[DATA LINES]:

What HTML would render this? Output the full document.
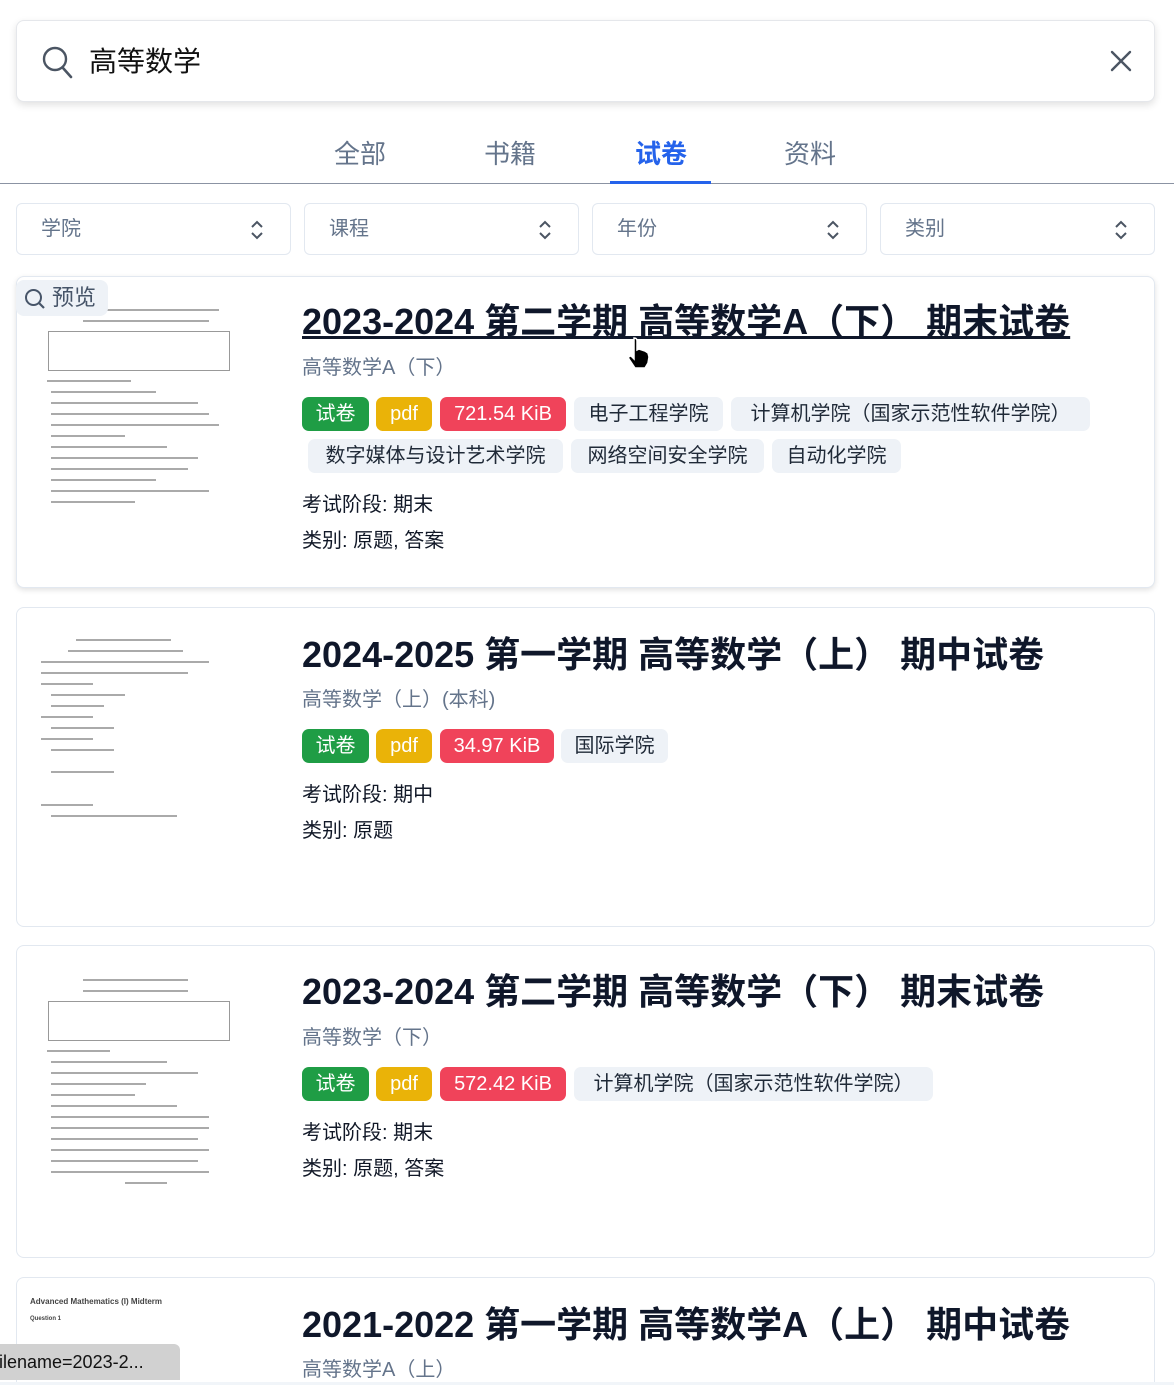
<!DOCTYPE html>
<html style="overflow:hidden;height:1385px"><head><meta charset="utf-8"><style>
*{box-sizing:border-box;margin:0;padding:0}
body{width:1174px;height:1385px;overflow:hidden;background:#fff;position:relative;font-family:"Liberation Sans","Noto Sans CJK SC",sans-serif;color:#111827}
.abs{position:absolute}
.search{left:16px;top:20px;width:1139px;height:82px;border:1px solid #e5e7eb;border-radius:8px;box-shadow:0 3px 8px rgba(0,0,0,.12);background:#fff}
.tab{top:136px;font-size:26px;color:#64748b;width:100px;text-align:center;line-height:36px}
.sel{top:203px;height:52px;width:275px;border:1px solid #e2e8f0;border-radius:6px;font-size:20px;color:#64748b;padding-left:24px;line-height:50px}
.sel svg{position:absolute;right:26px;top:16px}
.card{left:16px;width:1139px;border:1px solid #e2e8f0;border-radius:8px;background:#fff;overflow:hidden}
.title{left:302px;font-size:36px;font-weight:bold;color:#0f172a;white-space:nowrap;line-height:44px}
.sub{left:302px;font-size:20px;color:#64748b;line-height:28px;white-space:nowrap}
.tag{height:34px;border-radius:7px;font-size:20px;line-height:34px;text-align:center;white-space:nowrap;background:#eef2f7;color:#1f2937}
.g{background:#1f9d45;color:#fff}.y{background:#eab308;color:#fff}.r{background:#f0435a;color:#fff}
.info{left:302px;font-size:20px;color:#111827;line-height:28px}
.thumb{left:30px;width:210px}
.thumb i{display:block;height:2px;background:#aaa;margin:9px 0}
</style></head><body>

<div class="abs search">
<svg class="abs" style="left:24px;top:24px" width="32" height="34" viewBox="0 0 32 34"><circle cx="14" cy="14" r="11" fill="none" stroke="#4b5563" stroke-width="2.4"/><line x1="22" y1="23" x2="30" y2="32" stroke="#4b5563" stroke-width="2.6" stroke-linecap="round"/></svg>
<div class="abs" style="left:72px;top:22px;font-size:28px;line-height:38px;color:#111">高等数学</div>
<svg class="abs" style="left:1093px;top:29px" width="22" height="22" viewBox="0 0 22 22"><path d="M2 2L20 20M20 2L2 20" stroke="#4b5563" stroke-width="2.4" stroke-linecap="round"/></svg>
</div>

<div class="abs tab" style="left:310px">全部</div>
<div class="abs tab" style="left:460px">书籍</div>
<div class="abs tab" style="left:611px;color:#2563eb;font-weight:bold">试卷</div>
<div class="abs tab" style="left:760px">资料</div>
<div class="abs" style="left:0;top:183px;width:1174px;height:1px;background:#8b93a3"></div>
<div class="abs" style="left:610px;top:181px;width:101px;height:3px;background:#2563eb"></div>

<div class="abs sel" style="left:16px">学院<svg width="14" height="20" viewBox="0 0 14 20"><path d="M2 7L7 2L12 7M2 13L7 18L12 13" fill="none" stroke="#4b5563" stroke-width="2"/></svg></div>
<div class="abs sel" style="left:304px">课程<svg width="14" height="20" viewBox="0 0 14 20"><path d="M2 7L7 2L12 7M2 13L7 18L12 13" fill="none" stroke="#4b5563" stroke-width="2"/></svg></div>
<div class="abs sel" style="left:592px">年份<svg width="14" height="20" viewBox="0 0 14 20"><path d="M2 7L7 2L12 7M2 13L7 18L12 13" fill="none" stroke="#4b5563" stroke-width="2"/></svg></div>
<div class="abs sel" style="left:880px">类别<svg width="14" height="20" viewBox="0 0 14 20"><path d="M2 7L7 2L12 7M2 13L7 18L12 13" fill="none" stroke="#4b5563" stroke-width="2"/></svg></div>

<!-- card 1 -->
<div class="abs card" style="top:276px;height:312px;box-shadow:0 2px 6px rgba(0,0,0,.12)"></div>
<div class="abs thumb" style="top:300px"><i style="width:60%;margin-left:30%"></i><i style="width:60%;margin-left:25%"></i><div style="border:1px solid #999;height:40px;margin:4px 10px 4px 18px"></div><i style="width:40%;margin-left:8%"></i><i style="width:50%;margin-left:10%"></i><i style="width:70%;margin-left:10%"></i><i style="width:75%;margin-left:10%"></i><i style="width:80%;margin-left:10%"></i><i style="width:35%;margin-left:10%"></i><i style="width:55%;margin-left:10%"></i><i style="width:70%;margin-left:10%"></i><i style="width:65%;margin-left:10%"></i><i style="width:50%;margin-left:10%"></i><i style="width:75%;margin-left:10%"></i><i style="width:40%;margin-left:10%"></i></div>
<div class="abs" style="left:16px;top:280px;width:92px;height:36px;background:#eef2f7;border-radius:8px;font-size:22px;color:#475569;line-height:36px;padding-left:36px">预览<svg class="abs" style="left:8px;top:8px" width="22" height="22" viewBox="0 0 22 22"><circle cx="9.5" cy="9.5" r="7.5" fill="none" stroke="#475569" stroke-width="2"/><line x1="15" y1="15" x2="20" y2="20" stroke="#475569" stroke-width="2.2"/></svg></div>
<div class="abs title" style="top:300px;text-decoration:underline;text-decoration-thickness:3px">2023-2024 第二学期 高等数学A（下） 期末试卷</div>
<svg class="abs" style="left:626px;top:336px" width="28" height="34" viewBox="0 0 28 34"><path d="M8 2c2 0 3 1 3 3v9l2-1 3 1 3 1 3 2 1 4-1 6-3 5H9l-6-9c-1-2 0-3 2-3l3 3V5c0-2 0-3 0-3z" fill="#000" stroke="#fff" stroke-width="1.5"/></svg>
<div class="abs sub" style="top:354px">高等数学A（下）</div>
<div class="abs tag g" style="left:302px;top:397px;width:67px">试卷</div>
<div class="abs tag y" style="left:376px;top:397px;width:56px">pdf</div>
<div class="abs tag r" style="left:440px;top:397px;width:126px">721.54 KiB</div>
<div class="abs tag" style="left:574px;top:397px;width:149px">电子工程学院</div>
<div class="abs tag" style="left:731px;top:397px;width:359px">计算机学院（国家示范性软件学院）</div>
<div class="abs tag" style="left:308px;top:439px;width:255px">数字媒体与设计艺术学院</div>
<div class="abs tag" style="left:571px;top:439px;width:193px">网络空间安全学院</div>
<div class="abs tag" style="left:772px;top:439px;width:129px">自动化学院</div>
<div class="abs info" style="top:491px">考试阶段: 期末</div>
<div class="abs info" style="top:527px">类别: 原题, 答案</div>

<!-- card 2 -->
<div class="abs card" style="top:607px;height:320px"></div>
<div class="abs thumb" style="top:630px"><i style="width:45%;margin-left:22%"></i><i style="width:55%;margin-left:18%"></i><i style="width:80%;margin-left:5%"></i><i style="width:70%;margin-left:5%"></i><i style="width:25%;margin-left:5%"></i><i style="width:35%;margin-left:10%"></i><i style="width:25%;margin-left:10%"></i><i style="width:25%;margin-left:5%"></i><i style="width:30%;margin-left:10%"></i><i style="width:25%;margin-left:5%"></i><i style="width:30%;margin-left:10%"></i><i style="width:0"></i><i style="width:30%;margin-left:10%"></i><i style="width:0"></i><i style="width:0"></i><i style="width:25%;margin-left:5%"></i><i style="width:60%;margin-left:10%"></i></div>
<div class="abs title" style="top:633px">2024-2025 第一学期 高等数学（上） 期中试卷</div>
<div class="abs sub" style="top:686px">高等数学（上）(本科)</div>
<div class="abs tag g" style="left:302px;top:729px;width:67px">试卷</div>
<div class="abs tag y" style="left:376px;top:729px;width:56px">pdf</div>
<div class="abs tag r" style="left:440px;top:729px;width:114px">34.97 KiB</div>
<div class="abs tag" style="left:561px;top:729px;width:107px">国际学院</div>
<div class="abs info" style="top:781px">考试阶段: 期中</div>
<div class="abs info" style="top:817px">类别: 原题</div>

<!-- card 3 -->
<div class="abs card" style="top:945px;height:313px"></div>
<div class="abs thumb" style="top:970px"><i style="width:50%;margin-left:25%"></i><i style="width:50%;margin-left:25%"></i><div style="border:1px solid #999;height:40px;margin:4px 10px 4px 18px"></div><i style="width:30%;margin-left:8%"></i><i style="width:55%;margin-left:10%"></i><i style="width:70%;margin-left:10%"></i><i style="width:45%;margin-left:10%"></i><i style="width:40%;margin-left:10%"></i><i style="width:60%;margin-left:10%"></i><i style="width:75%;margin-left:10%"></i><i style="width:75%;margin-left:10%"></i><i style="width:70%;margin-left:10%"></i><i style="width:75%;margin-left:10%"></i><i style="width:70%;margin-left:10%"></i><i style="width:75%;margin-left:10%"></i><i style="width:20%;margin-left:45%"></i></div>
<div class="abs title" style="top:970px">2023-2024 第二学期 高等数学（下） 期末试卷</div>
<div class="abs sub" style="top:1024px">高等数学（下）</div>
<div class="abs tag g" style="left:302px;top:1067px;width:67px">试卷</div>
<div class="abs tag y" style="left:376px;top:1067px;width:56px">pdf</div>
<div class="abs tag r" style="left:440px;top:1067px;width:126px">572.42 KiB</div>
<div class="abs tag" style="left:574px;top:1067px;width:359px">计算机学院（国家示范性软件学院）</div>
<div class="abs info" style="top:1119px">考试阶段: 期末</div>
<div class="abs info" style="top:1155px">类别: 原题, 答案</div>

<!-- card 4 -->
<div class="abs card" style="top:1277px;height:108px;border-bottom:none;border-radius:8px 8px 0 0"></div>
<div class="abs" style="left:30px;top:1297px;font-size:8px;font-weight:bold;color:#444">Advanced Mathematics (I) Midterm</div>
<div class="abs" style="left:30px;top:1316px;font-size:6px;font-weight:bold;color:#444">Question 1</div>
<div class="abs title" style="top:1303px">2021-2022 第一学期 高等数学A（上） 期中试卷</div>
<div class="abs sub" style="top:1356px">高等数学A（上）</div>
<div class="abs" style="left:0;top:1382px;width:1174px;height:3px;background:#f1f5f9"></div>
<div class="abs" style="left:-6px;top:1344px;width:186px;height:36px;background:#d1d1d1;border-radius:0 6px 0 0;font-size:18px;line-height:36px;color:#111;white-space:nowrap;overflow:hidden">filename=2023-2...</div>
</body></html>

[GIVEN PROBLEM]: Leave out any pictures, please, and quote only the lines from the top of the data through the line that contains "</style></head><body>".

[RESPONSE TO THE TASK]:
What HTML would render this? Output the full document.
<!DOCTYPE html>
<html style="overflow:hidden;height:1385px"><head><meta charset="utf-8"><style>
*{box-sizing:border-box;margin:0;padding:0}
body{width:1174px;height:1385px;overflow:hidden;background:#fff;position:relative;font-family:"Liberation Sans","Noto Sans CJK SC",sans-serif;color:#111827}
.abs{position:absolute}
.search{left:16px;top:20px;width:1139px;height:82px;border:1px solid #e5e7eb;border-radius:8px;box-shadow:0 3px 8px rgba(0,0,0,.12);background:#fff}
.tab{top:136px;font-size:26px;color:#64748b;width:100px;text-align:center;line-height:36px}
.sel{top:203px;height:52px;width:275px;border:1px solid #e2e8f0;border-radius:6px;font-size:20px;color:#64748b;padding-left:24px;line-height:50px}
.sel svg{position:absolute;right:26px;top:16px}
.card{left:16px;width:1139px;border:1px solid #e2e8f0;border-radius:8px;background:#fff;overflow:hidden}
.title{left:302px;font-size:36px;font-weight:bold;color:#0f172a;white-space:nowrap;line-height:44px}
.sub{left:302px;font-size:20px;color:#64748b;line-height:28px;white-space:nowrap}
.tag{height:34px;border-radius:7px;font-size:20px;line-height:34px;text-align:center;white-space:nowrap;background:#eef2f7;color:#1f2937}
.g{background:#1f9d45;color:#fff}.y{background:#eab308;color:#fff}.r{background:#f0435a;color:#fff}
.info{left:302px;font-size:20px;color:#111827;line-height:28px}
.thumb{left:30px;width:210px}
.thumb i{display:block;height:2px;background:#aaa;margin:9px 0}
</style></head><body>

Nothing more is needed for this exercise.